The collection shows a keen, sympathetic intelligence at work: Jimmy Cliff’s written-to-order Miss Jamaica, the Skatalites’ Guns of Navarone, Millie Small‘s UK breakout hit My Boy Lollipop . . .
Only that classic reggae period from the early Seventies through to the dancehall style a decade later seems a little cramped by the constraint of a single disc among the four entitled separately Forward March (1958-67), Reggae Hit The Town ((12968-74), Natty Sing Hit Songs (1975-81) and Dance Hall Good to We (1982-93).
Even so on the third magnificent disc are Junior Murvin’s Police and Thieves (which the Clash covered), Culture’s premature announcement of the apocalypse on Two Sevens Clash, Black Uhuru’s Guess Who’s Coming to Dinner (a pity perhaps that there wasn’t room for World is Africa or Leaving to Zion) and Dennis Brown’s Sitting and Watching.

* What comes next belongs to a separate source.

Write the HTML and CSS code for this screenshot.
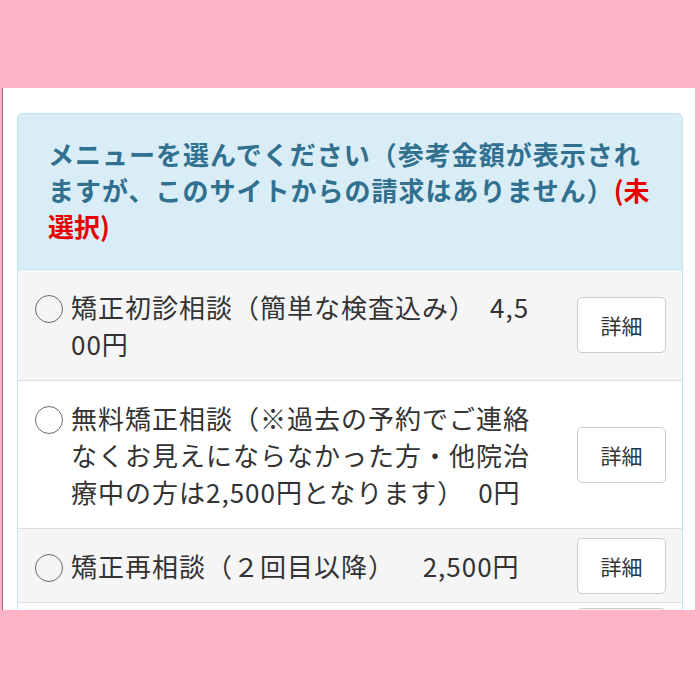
FILE: index.html
```html
<!DOCTYPE html>
<html lang="ja">
<head>
<meta charset="utf-8">
<title>メニュー選択</title>
<link rel="stylesheet" href="styles.css">
</head>
<body>
<div class="frame">
  <div class="panel">
    <div class="panel-heading">メニューを選んでください（参考金額が表示されますが、このサイトからの請求はありません）<span class="unselected">(未選択)</span></div>
    <div class="row row-gray">
      <label class="opt"><span class="radio"></span><span class="opt-text">矯正初診相談（簡単な検査込み）　4,500円</span></label>
      <button class="btn">詳細</button>
    </div>
    <div class="row">
      <label class="opt"><span class="radio"></span><span class="opt-text">無料矯正相談（※過去の予約でご連絡なくお見えにならなかった方・他院治療中の方は2,500円となります）　0円</span></label>
      <button class="btn">詳細</button>
    </div>
    <div class="row row-gray">
      <label class="opt"><span class="radio"></span><span class="opt-text">矯正再相談（２回目以降）　&nbsp; 2,500円</span></label>
      <button class="btn">詳細</button>
    </div>
    <div class="row row-next">
      <span class="opt"></span>
      <span class="btn btn-blank"></span>
    </div>
  </div>
</div>
</body>
</html>
```

FILE: styles.css
```css
html, body {
  margin: 0;
  padding: 0;
  background: #ffb3c6;
}
body {
  font-family: "Noto Sans CJK JP", "Noto Sans", sans-serif;
}
.frame {
  margin: 88px 5px 0 2px;
  height: 522px;
  overflow: hidden;
  background: #ffffff;
  border-left: 1px solid #9b6a74;
  padding: 25px 12px 0 14px;
  box-sizing: border-box;
}
.panel {
  border: 1px solid #bce8f1;
  border-radius: 5px;
  overflow: hidden;
}
.panel-heading {
  background: #d9edf7;
  color: #31708f;
  font-weight: bold;
  font-size: 26px;
  letter-spacing: 1px;
  line-height: 36px;
  padding: 22px 26px 25px 30px;
  border-bottom: 1px solid #bce8f1;
  word-break: break-all;
}
.unselected {
  color: #e60000;
  letter-spacing: 0;
}
.row {
  display: flex;
  align-items: center;
  padding: 8px 16px 8px 17px;
  border-top: 1px solid #dddddd;
  background: #ffffff;
}
.panel-heading + .row {
  border-top: none;
}
.row-gray {
  background: #f5f5f5;
}
.opt {
  flex: 1;
  display: flex;
  align-items: flex-start;
  padding: 10px 0;
  margin-right: 38px;
  color: #333333;
  font-size: 26px;
  letter-spacing: 1px;
  line-height: 37px;
  word-break: break-all;
}
.radio {
  flex: none;
  width: 26px;
  height: 26px;
  border: 1.5px solid #6a6a6a;
  border-radius: 50%;
  margin: 7px 8px 0 0;
}
.btn {
  flex: none;
  width: 89px;
  height: 56px;
  background: #ffffff;
  border: 1px solid #cccccc;
  border-radius: 5px;
  color: #333333;
  font-family: "Noto Sans CJK JP", sans-serif;
  font-size: 21px;
  padding: 0;
  box-sizing: border-box;
}
.row-next {
  padding-top: 5px;
}
.btn-blank {
  display: block;
  background: #f7f7f7;
}
```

The final disc wraps up Yellowman, Barrington Levy, Half Pint, Shabba Ranks, Chaka Demus and Pliers, Buju Banton . . . All of whom carried the project of Jamaican forward in their distinctive manner.
Jamaican music -- musics plural, perhaps? -- was one of the great stories of the 20th century: it is about post-colonialism and tradition, Ethiopianism into Rastafarianism, gun culture and ganja, sex and politics . . . all in some weird inter-related microcosm.
And when it hits, you feel no pain.
terri - May 18, 2009
What a fantastic reminder of the richenss of Ja music. Truly amazing the diversity and all the sub-genres within.